Beating estimates, FMCG major ITC reported 5.67 per cent rise in net profit figures at Rs 2,495.20 crore for the quarter ended March 2016 against Rs 2361.18 crore in the corresponding quarter a year ago.
The company beat analyst expectation. KR Choksey Shares and Securities in April said that ITC is facing regulatory pressure on its core business cigarettes and we expect the decline of in cigarettes volume by 2-3 per cent in Q4FY16. ITC is diversifying into FMCG segment and other business segment that will help it to grow. The brokerage house said that for Q4FY16, ITC is expected to post muted revenue growth of 4 per cent yoy and 5.3 per cent q-o-q, with its EBIDTA margin at 36.3 per cent and PAT margin to be around 24.9 per cent, respectively.”
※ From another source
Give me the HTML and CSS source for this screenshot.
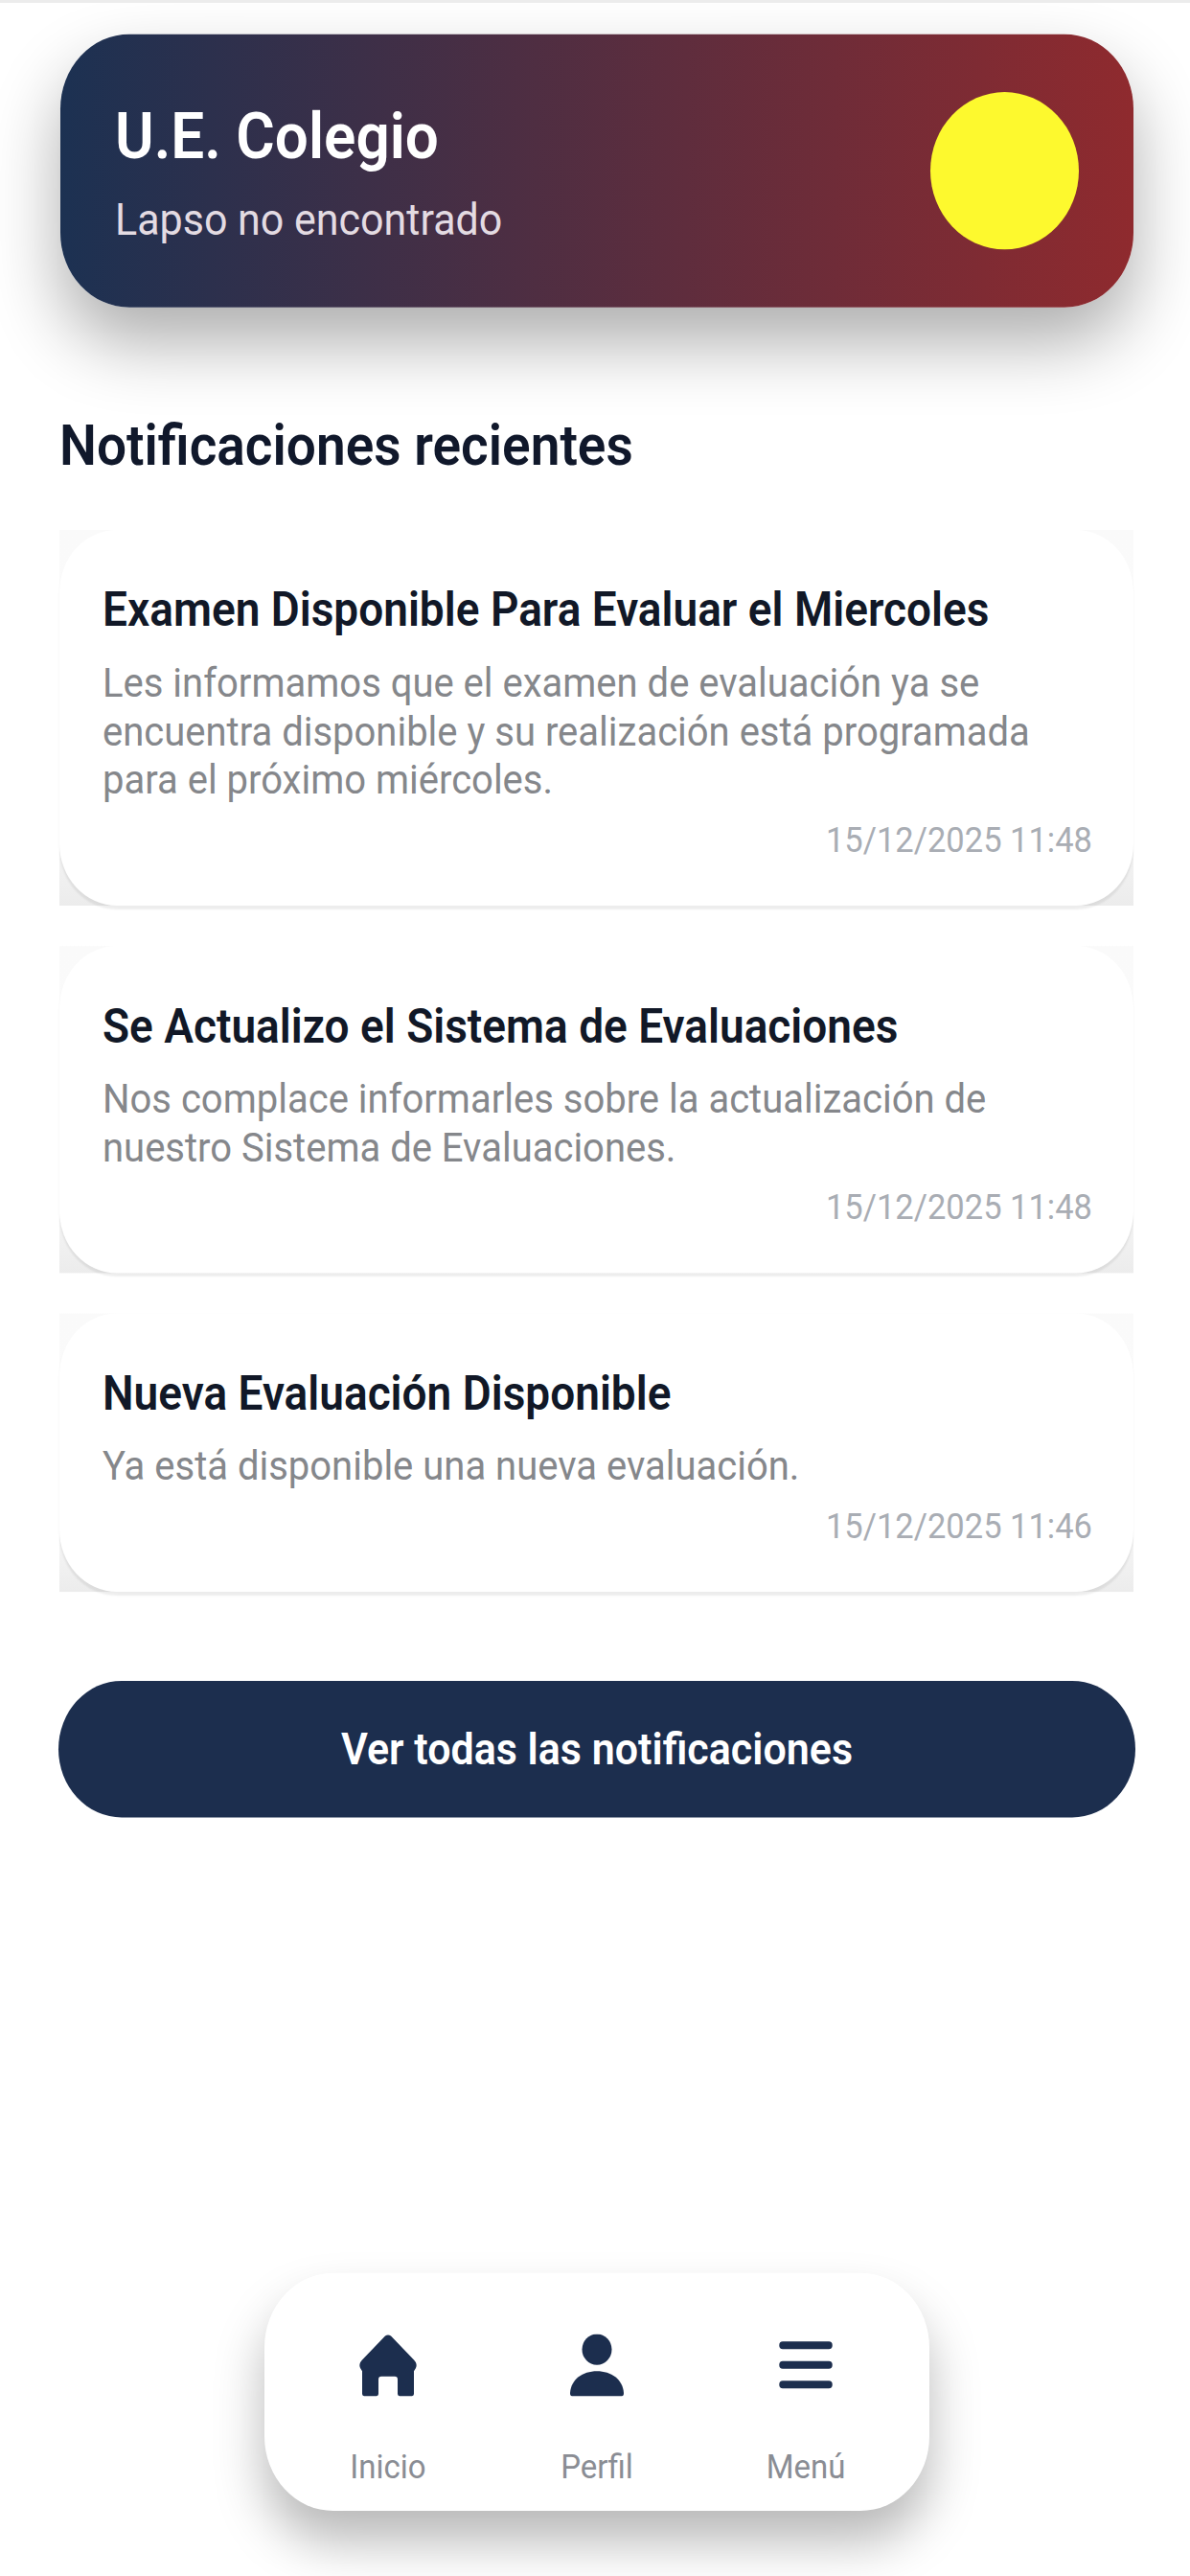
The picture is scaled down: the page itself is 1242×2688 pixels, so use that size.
FILE: index.html
```html
<!DOCTYPE html>
<html lang="es">
<head>
    <meta charset="UTF-8">
    <meta name="viewport" content="width=device-width, initial-scale=1.0">
    <title>U.E. Colegio - Inicio</title>
    <link rel="stylesheet" href="styles.css">
</head>
<body>
    <div class="app">
        <header class="school-card">
            <div>
                <h1>U.E. Colegio</h1>
                <p>Lapso no encontrado</p>
            </div>
            <div class="school-logo"></div>
        </header>

        <h2>Notificaciones recientes</h2>

        <section class="notifications">
            <div class="card-back">
                <article class="card">
                    <h3>Examen Disponible Para Evaluar el Miercoles</h3>
                    <p>Les informamos que el examen de evaluación ya se encuentra disponible y su realización está programada para el próximo miércoles.</p>
                    <time>15/12/2025 11:48</time>
                </article>
            </div>
            <div class="card-back">
                <article class="card">
                    <h3>Se Actualizo el Sistema de Evaluaciones</h3>
                    <p>Nos complace informarles sobre la actualización de nuestro Sistema de Evaluaciones.</p>
                    <time>15/12/2025 11:48</time>
                </article>
            </div>
            <div class="card-back">
                <article class="card">
                    <h3>Nueva Evaluación Disponible</h3>
                    <p>Ya está disponible una nueva evaluación.</p>
                    <time>15/12/2025 11:46</time>
                </article>
            </div>
        </section>

        <a href="#" class="btn-all">Ver todas las notificaciones</a>

        <nav class="bottom-nav">
            <a href="#" class="nav-item">
                <svg class="nav-icon" viewBox="0 0 62 62"><path d="M28 2 Q31 0 34 2 L58 25 Q62 29 60 33 L58 36 V58 Q58 60 56 60 H43 Q41 60 41 58 V44 Q41 41 38 41 H24 Q21 41 21 44 V58 Q21 60 19 60 H6 Q4 60 4 58 V36 L2 33 Q0 29 4 25 Z"/></svg>
                <span>Inicio</span>
            </a>
            <a href="#" class="nav-item">
                <svg class="nav-icon" viewBox="0 0 62 62"><ellipse cx="31" cy="15" rx="15.5" ry="15"/><path d="M5 60 Q3 60 3 57 C4 44 16 36 31 36 C46 36 58 44 59 57 Q59 60 57 60 Z"/></svg>
                <span>Perfil</span>
            </a>
            <a href="#" class="nav-item">
                <svg class="nav-icon" viewBox="0 0 62 62"><path class="menu-lines" d="M7 11 H55 M7 30 H55 M7 49 H55"/></svg>
                <span>Menú</span>
            </a>
        </nav>
    </div>
</body>
</html>
```

FILE: styles.css
```css
* {
    box-sizing: border-box;
}

html, body {
    margin: 0;
    height: 100%;
    background: #fff;
    overflow: hidden;
}

body {
    font-family: 'Roboto', sans-serif;
    border-top: 3px solid #ececec;
}

/* la captura original esta algo estirada en vertical */
.app {
    width: 1242px;
    height: 2489px;
    margin-top: -3px;
    padding: 33px 59px 0 62px;
    display: flex;
    flex-direction: column;
    transform: scaleY(1.08);
    transform-origin: top left;
}

.school-card {
    height: 264px;
    margin-left: 1px;
    padding: 3px 57px 0;
    border-radius: 72px;
    background: linear-gradient(90deg, #1c3152, #8f2a2e);
    box-shadow: 0 34px 70px rgba(0, 0, 0, 0.32);
    color: #fff;
    display: flex;
    align-items: center;
    justify-content: space-between;
}

.school-card h1 {
    margin: 0 0 24px;
    font-size: 62px;
    line-height: 66px;
    font-weight: 600;
}

.school-card p {
    margin: 0;
    font-size: 43px;
    line-height: 46px;
    color: #e3dbe2;
}

.school-logo {
    width: 155px;
    height: 152px;
    margin-top: -3px;
    border-radius: 50%;
    background: #fdf92e;
}

h2 {
    margin: 101px 0 50px;
    font-size: 55px;
    line-height: 64px;
    font-weight: 600;
    color: #10182b;
}

.notifications {
    display: flex;
    flex-direction: column;
    gap: 39px;
}

/* esquinas grises que asoman detras de la tarjeta */
.card-back {
    background: linear-gradient(180deg, #fafafa, #fbfbfb 70%, #ececec);
}

.card {
    padding: 49px 43px 43px 45px;
    border-radius: 60px;
    background: #fff;
    box-shadow: 0 3px 2px rgba(0, 0, 0, 0.07);
    display: flex;
    flex-direction: column;
}

.card h3 {
    margin: 0 0 19px;
    font-size: 46px;
    line-height: 56px;
    font-weight: 600;
    color: #111827;
}

.card p {
    margin: 0;
    font-size: 40px;
    line-height: 47px;
    color: #85878b;
}

.card time {
    margin-top: 13px;
    align-self: flex-end;
    font-size: 34.5px;
    line-height: 42px;
    color: #a9adb4;
}

.btn-all {
    margin: 86px -2px 0 -1px;
    height: 132px;
    border-radius: 66px;
    background: #1c2e4e;
    color: #fff;
    font-size: 43px;
    font-weight: 600;
    text-decoration: none;
    display: flex;
    align-items: center;
    justify-content: center;
}

.bottom-nav {
    margin: auto auto 63px 214px;
    width: 694px;
    height: 230px;
    padding-top: 59px;
    border-radius: 72px;
    background: #fff;
    box-shadow: 0 30px 50px rgba(0, 0, 0, 0.28);
    display: grid;
    grid-template-columns: repeat(3, 218px);
    justify-content: center;
}

.nav-item {
    color: #8a8d94;
    font-size: 33px;
    line-height: 40px;
    text-decoration: none;
    display: flex;
    flex-direction: column;
    align-items: center;
    gap: 46px;
}

.nav-icon {
    width: 62px;
    height: 62px;
    fill: #1c2e4e;
}

.menu-lines {
    fill: none;
    stroke: #1c2e4e;
    stroke-width: 7.5;
    stroke-linecap: round;
}
```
Net sales of the company jumped 9.51 per cent year-on-year (yoy) to Rs 10,062.38 crore in the quarter under review against Rs 9188.25 crore in the same quarter last year.
ITC Ltd also recommended dividend of Rs. 8.50 (including special dividend of Rs 2) per ordinary share of Rs 1 for the financial year ended March 31, 2016.
Shares of the company closed 1.55 per cent up at Rs 329.95 on BSE.